Working with DeFrancesco also continues his ongoing relationship with the spirit of Miles Davis. It was Davis who introduced the pair with this recommendation: "He's a motherf**ker!" says McLaughlin, invoking Davis' hoarse snarl.

Miles Davis may be an obvious subject of a McLaughlin tribute, and he has covered a few Davis tunes in the past. But it's John Coltrane who first leaps to mind. "I'd like to play with Elvin [Jones] at some point, because I have such a love for Elvin and do an homage to Coltrane at some point, because I owe such a debt to this man and have such a love of his music."

Don't expect it anytime soon, however, since the Evans project was 11 years in gestation. But John McLaughlin, who doesn't often do covers, needs no special reason to pay tribute. When I suggest that the Mahavishnu Orchestra was an electric testament to the music of Coltrane, he agrees. "It's true," he says humbly. "Every time I play, I make an homage to the people I love who had an effect on me."


EQUIPMENT

John McLaughlin is between worlds with his equipment setup, adapting to the many different projects he's engaged in. For Time Remembered, he simply used an Abraham Wechter acoustic guitar. "He's a luthier based in Michigan who's been making my guitars since Shakti days (the mid-'70s)," says McLaughlin. For the Evans project, McLaughlin transcribed the scores into Coda's Finale.

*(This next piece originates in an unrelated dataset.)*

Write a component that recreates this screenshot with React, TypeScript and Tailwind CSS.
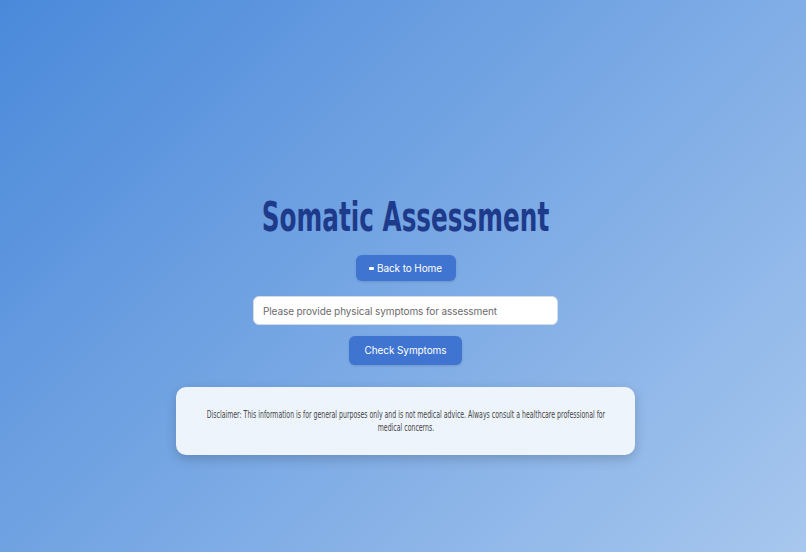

He is also working with an electric setup for the first time in years. He's pulled out a Gibson 175-D and runs it with no processes or effects except for the Sony M-7: "It's really powerful with digital EQ, and it gives you a stereo signal out of a mono input."
McLaughlin's contemplating dusting off the MIDI setup he employed with his most recent trio. He runs his acoustic "through a Photon MIDI conventer, triggering a Yamaha TG-77 synthesizer. It's really powerful," exudes the guitarist, "because you've got advanced DX technology with the wave-form sampling, and you can mix them all around. For the creation of sounds it's really tremendous." He rounds it off with a Lexicon LXP-15 reverb unit.